**** Data shown

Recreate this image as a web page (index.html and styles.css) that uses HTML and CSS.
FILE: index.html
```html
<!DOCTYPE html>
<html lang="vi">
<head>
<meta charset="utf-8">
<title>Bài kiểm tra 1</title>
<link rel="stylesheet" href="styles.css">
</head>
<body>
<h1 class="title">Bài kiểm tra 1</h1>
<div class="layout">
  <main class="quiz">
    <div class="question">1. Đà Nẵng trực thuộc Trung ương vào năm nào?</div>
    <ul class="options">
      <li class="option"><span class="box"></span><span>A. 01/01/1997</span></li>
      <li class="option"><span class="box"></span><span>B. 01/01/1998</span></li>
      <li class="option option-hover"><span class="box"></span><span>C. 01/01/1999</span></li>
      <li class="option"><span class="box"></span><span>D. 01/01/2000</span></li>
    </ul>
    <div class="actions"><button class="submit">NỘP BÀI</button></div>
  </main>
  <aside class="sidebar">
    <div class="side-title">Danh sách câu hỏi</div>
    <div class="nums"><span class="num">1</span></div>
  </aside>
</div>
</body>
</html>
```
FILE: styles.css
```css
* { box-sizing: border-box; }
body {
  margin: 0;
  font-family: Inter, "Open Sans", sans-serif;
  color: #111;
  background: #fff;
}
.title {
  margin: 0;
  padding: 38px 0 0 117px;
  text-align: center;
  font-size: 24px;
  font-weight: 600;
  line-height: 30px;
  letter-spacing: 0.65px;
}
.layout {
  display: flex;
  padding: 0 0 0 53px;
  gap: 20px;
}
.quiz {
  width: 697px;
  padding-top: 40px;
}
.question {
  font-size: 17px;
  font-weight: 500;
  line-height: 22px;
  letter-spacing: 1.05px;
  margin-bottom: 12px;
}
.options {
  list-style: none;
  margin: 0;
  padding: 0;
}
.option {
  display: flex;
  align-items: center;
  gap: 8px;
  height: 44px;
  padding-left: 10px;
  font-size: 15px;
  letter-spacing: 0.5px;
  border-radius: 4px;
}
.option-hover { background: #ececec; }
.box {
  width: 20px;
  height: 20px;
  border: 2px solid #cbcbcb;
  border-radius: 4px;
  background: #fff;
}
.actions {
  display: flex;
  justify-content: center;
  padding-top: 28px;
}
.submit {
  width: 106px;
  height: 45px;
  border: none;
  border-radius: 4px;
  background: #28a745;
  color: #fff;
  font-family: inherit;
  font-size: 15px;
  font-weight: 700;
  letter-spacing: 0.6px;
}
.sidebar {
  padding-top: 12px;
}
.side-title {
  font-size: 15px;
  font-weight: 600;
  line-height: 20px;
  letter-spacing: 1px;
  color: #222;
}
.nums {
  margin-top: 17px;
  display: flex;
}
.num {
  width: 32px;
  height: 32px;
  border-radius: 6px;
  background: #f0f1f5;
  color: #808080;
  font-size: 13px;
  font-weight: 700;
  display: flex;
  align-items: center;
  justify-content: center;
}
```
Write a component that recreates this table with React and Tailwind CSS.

********

Look for the word "that" and return every line where it occurs.

Recreate this image as a web page (index.html and styles.css) that uses HTML and CSS.
Write a component that recreates this table with React and Tailwind CSS.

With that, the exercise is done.